# [Data excerpt]
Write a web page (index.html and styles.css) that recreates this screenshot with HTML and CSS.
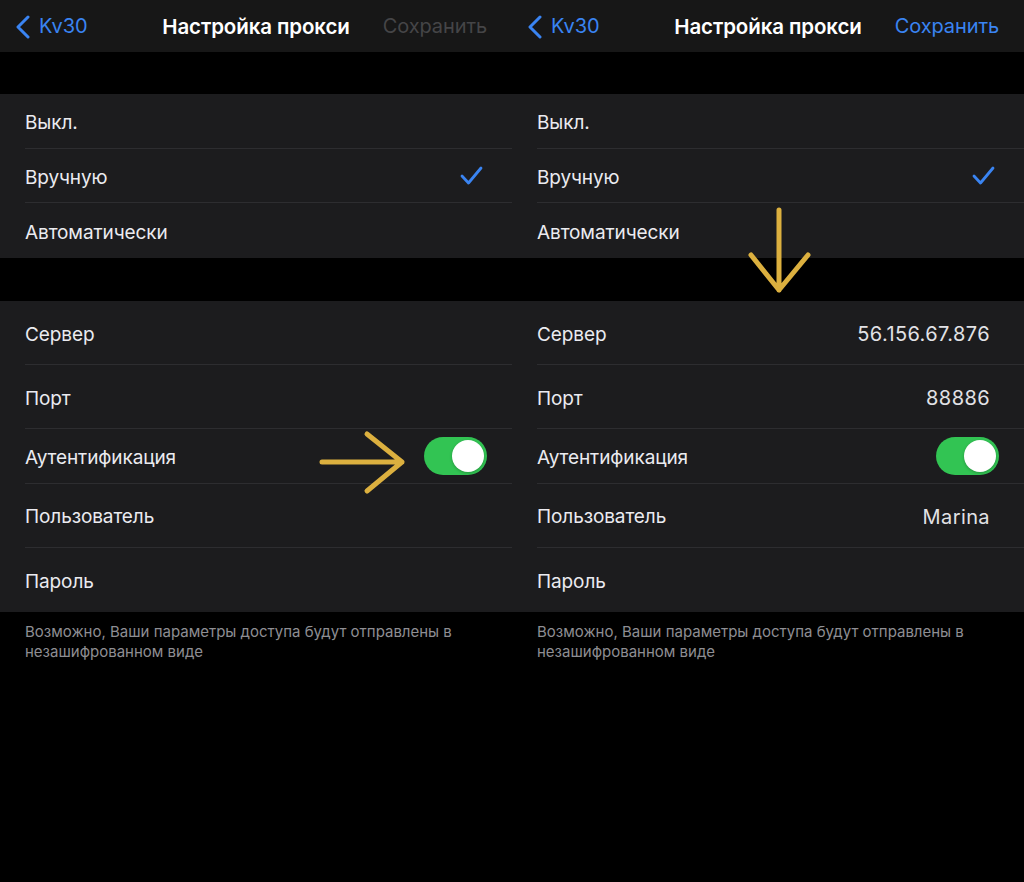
FILE: index.html
```html
<!DOCTYPE html>
<html lang="ru">
<head>
<meta charset="utf-8">
<link rel="stylesheet" href="styles.css">
</head>
<body>
<div class="screens">
  <section class="screen">
    <header class="nav">
      <div class="back">
        <svg class="chev" width="16" height="24" viewBox="0 0 16 24"><path d="M13 2 L3 12 L13 22" fill="none" stroke="#3a84f2" stroke-width="3" stroke-linecap="round" stroke-linejoin="round"/></svg>
        <span>Kv30</span>
      </div>
      <div class="title">Настройка прокси</div>
      <div class="save disabled">Сохранить</div>
    </header>
    <div class="group g1">
      <div class="row short"><span class="label">Выкл.</span></div>
      <div class="row short"><span class="label">Вручную</span>
        <svg class="check" width="24" height="22" viewBox="0 0 24 22"><path d="M2 11 L8.5 18 L21 3" fill="none" stroke="#3a84f2" stroke-width="2.8" stroke-linecap="round" stroke-linejoin="round"/></svg>
      </div>
      <div class="row short"><span class="label">Автоматически</span></div>
    </div>
    <div class="group g2">
      <div class="row tall"><span class="label">Сервер</span></div>
      <div class="row tall"><span class="label">Порт</span></div>
      <div class="row short"><span class="label">Аутентификация</span><span class="toggle"><span class="knob"></span></span></div>
      <div class="row tall"><span class="label">Пользователь</span></div>
      <div class="row tall"><span class="label">Пароль</span></div>
    </div>
    <p class="note">Возможно, Ваши параметры доступа будут отправлены в незашифрованном виде</p>
    <svg class="arrow arrow-right" width="90" height="66" viewBox="0 0 90 66"><path d="M3 33 H83 M48 5 L83 33 L48 62" fill="none" stroke="#dcb03f" stroke-width="5" stroke-linecap="round" stroke-linejoin="round"/></svg>
  </section>

  <section class="screen">
    <header class="nav">
      <div class="back">
        <svg class="chev" width="16" height="24" viewBox="0 0 16 24"><path d="M13 2 L3 12 L13 22" fill="none" stroke="#3a84f2" stroke-width="3" stroke-linecap="round" stroke-linejoin="round"/></svg>
        <span>Kv30</span>
      </div>
      <div class="title">Настройка прокси</div>
      <div class="save">Сохранить</div>
    </header>
    <div class="group g1">
      <div class="row short"><span class="label">Выкл.</span></div>
      <div class="row short"><span class="label">Вручную</span>
        <svg class="check" width="24" height="22" viewBox="0 0 24 22"><path d="M2 11 L8.5 18 L21 3" fill="none" stroke="#3a84f2" stroke-width="2.8" stroke-linecap="round" stroke-linejoin="round"/></svg>
      </div>
      <div class="row short"><span class="label">Автоматически</span></div>
    </div>
    <div class="group g2">
      <div class="row tall"><span class="label">Сервер</span><span class="value">56.156.67.876</span></div>
      <div class="row tall"><span class="label">Порт</span><span class="value">88886</span></div>
      <div class="row short"><span class="label">Аутентификация</span><span class="toggle"><span class="knob"></span></span></div>
      <div class="row tall"><span class="label">Пользователь</span><span class="value">Marina</span></div>
      <div class="row tall"><span class="label">Пароль</span></div>
    </div>
    <p class="note">Возможно, Ваши параметры доступа будут отправлены в незашифрованном виде</p>
    <svg class="arrow arrow-down" width="66" height="90" viewBox="0 0 66 90"><path d="M33 3 V83 M5 48 L33 83 L62 48" fill="none" stroke="#dcb03f" stroke-width="5" stroke-linecap="round" stroke-linejoin="round"/></svg>
  </section>
</div>
</body>
</html>
```

FILE: styles.css
```css
html, body {
  margin: 0;
  padding: 0;
  background: #000;
}
body {
  width: 1024px;
  height: 882px;
  overflow: hidden;
  font-family: Inter, "Noto Sans", "Liberation Sans", sans-serif;
}
.screens {
  display: flex;
  width: 1024px;
  height: 882px;
}
.screen {
  position: relative;
  width: 512px;
  flex: none;
  display: flex;
  flex-direction: column;
}
.nav {
  height: 52px;
  background: #171717;
  display: flex;
  align-items: center;
  justify-content: space-between;
  padding: 0 25px 0 15px;
  box-sizing: border-box;
  position: relative;
}
.back {
  display: flex;
  align-items: center;
  gap: 8px;
  color: #3a84f2;
  font-size: 20px;
  letter-spacing: -0.1px;
}
.chev { margin-top: 1px; }
.title {
  position: absolute;
  left: 0;
  right: 0;
  text-align: center;
  color: #fff;
  font-size: 20.5px;
  font-weight: 600;
  letter-spacing: -0.1px;
  pointer-events: none;
}
.save {
  color: #3a84f2;
  font-size: 20px;
  letter-spacing: -0.1px;
}
.save.disabled { color: #454547; }
.group {
  background: #1c1c1e;
}
.g1 { margin-top: 42px; }
.g2 { margin-top: 43px; }
.row {
  display: flex;
  align-items: center;
  justify-content: space-between;
  margin-left: 25px;
  padding-right: 23px;
  padding-top: 3px;
  box-sizing: border-box;
  border-bottom: 1px solid #2d2d30;
  color: #ebebf0;
  font-size: 19px;
  letter-spacing: -0.1px;
}
.row:last-child { border-bottom: none; }
.row.short { height: 54.7px; }
.row.tall { height: 64px; }
.check { margin-right: 5px; margin-top: -3px; }
.value {
  color: #e2e2e6;
  font-size: 20px;
  letter-spacing: 0.4px;
  margin-right: 11px;
}
.toggle {
  width: 63px;
  height: 38px;
  border-radius: 19px;
  background: #32c453;
  position: relative;
  margin-right: 2px;
  margin-top: -3px;
  display: block;
}
.knob {
  position: absolute;
  right: 3px;
  top: 3px;
  width: 32px;
  height: 32px;
  border-radius: 50%;
  background: #fff;
  box-shadow: 0 1px 3px rgba(0,0,0,0.25);
}
.note {
  margin: 10px 25px 0 25px;
  color: #8e8e93;
  font-size: 15px;
  line-height: 20px;
  letter-spacing: 0;
}
.arrow {
  position: absolute;
}
.arrow-right {
  left: 319px;
  top: 429px;
}
.arrow-down {
  left: 234px;
  top: 207px;
}
```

# [Written request]
Give every line back word for word and leave the pictures out.

# [Correct result]
Write a web page (index.html and styles.css) that recreates this screenshot with HTML and CSS.
FILE: index.html
```html
<!DOCTYPE html>
<html lang="ru">
<head>
<meta charset="utf-8">
<link rel="stylesheet" href="styles.css">
</head>
<body>
<div class="screens">
  <section class="screen">
    <header class="nav">
      <div class="back">
        <svg class="chev" width="16" height="24" viewBox="0 0 16 24"><path d="M13 2 L3 12 L13 22" fill="none" stroke="#3a84f2" stroke-width="3" stroke-linecap="round" stroke-linejoin="round"/></svg>
        <span>Kv30</span>
      </div>
      <div class="title">Настройка прокси</div>
      <div class="save disabled">Сохранить</div>
    </header>
    <div class="group g1">
      <div class="row short"><span class="label">Выкл.</span></div>
      <div class="row short"><span class="label">Вручную</span>
        <svg class="check" width="24" height="22" viewBox="0 0 24 22"><path d="M2 11 L8.5 18 L21 3" fill="none" stroke="#3a84f2" stroke-width="2.8" stroke-linecap="round" stroke-linejoin="round"/></svg>
      </div>
      <div class="row short"><span class="label">Автоматически</span></div>
    </div>
    <div class="group g2">
      <div class="row tall"><span class="label">Сервер</span></div>
      <div class="row tall"><span class="label">Порт</span></div>
      <div class="row short"><span class="label">Аутентификация</span><span class="toggle"><span class="knob"></span></span></div>
      <div class="row tall"><span class="label">Пользователь</span></div>
      <div class="row tall"><span class="label">Пароль</span></div>
    </div>
    <p class="note">Возможно, Ваши параметры доступа будут отправлены в незашифрованном виде</p>
    <svg class="arrow arrow-right" width="90" height="66" viewBox="0 0 90 66"><path d="M3 33 H83 M48 5 L83 33 L48 62" fill="none" stroke="#dcb03f" stroke-width="5" stroke-linecap="round" stroke-linejoin="round"/></svg>
  </section>

  <section class="screen">
    <header class="nav">
      <div class="back">
        <svg class="chev" width="16" height="24" viewBox="0 0 16 24"><path d="M13 2 L3 12 L13 22" fill="none" stroke="#3a84f2" stroke-width="3" stroke-linecap="round" stroke-linejoin="round"/></svg>
        <span>Kv30</span>
      </div>
      <div class="title">Настройка прокси</div>
      <div class="save">Сохранить</div>
    </header>
    <div class="group g1">
      <div class="row short"><span class="label">Выкл.</span></div>
      <div class="row short"><span class="label">Вручную</span>
        <svg class="check" width="24" height="22" viewBox="0 0 24 22"><path d="M2 11 L8.5 18 L21 3" fill="none" stroke="#3a84f2" stroke-width="2.8" stroke-linecap="round" stroke-linejoin="round"/></svg>
      </div>
      <div class="row short"><span class="label">Автоматически</span></div>
    </div>
    <div class="group g2">
      <div class="row tall"><span class="label">Сервер</span><span class="value">56.156.67.876</span></div>
      <div class="row tall"><span class="label">Порт</span><span class="value">88886</span></div>
      <div class="row short"><span class="label">Аутентификация</span><span class="toggle"><span class="knob"></span></span></div>
      <div class="row tall"><span class="label">Пользователь</span><span class="value">Marina</span></div>
      <div class="row tall"><span class="label">Пароль</span></div>
    </div>
    <p class="note">Возможно, Ваши параметры доступа будут отправлены в незашифрованном виде</p>
    <svg class="arrow arrow-down" width="66" height="90" viewBox="0 0 66 90"><path d="M33 3 V83 M5 48 L33 83 L62 48" fill="none" stroke="#dcb03f" stroke-width="5" stroke-linecap="round" stroke-linejoin="round"/></svg>
  </section>
</div>
</body>
</html>
```

FILE: styles.css
```css
html, body {
  margin: 0;
  padding: 0;
  background: #000;
}
body {
  width: 1024px;
  height: 882px;
  overflow: hidden;
  font-family: Inter, "Noto Sans", "Liberation Sans", sans-serif;
}
.screens {
  display: flex;
  width: 1024px;
  height: 882px;
}
.screen {
  position: relative;
  width: 512px;
  flex: none;
  display: flex;
  flex-direction: column;
}
.nav {
  height: 52px;
  background: #171717;
  display: flex;
  align-items: center;
  justify-content: space-between;
  padding: 0 25px 0 15px;
  box-sizing: border-box;
  position: relative;
}
.back {
  display: flex;
  align-items: center;
  gap: 8px;
  color: #3a84f2;
  font-size: 20px;
  letter-spacing: -0.1px;
}
.chev { margin-top: 1px; }
.title {
  position: absolute;
  left: 0;
  right: 0;
  text-align: center;
  color: #fff;
  font-size: 20.5px;
  font-weight: 600;
  letter-spacing: -0.1px;
  pointer-events: none;
}
.save {
  color: #3a84f2;
  font-size: 20px;
  letter-spacing: -0.1px;
}
.save.disabled { color: #454547; }
.group {
  background: #1c1c1e;
}
.g1 { margin-top: 42px; }
.g2 { margin-top: 43px; }
.row {
  display: flex;
  align-items: center;
  justify-content: space-between;
  margin-left: 25px;
  padding-right: 23px;
  padding-top: 3px;
  box-sizing: border-box;
  border-bottom: 1px solid #2d2d30;
  color: #ebebf0;
  font-size: 19px;
  letter-spacing: -0.1px;
}
.row:last-child { border-bottom: none; }
.row.short { height: 54.7px; }
.row.tall { height: 64px; }
.check { margin-right: 5px; margin-top: -3px; }
.value {
  color: #e2e2e6;
  font-size: 20px;
  letter-spacing: 0.4px;
  margin-right: 11px;
}
.toggle {
  width: 63px;
  height: 38px;
  border-radius: 19px;
  background: #32c453;
  position: relative;
  margin-right: 2px;
  margin-top: -3px;
  display: block;
}
.knob {
  position: absolute;
  right: 3px;
  top: 3px;
  width: 32px;
  height: 32px;
  border-radius: 50%;
  background: #fff;
  box-shadow: 0 1px 3px rgba(0,0,0,0.25);
}
.note {
  margin: 10px 25px 0 25px;
  color: #8e8e93;
  font-size: 15px;
  line-height: 20px;
  letter-spacing: 0;
}
.arrow {
  position: absolute;
}
.arrow-right {
  left: 319px;
  top: 429px;
}
.arrow-down {
  left: 234px;
  top: 207px;
}
```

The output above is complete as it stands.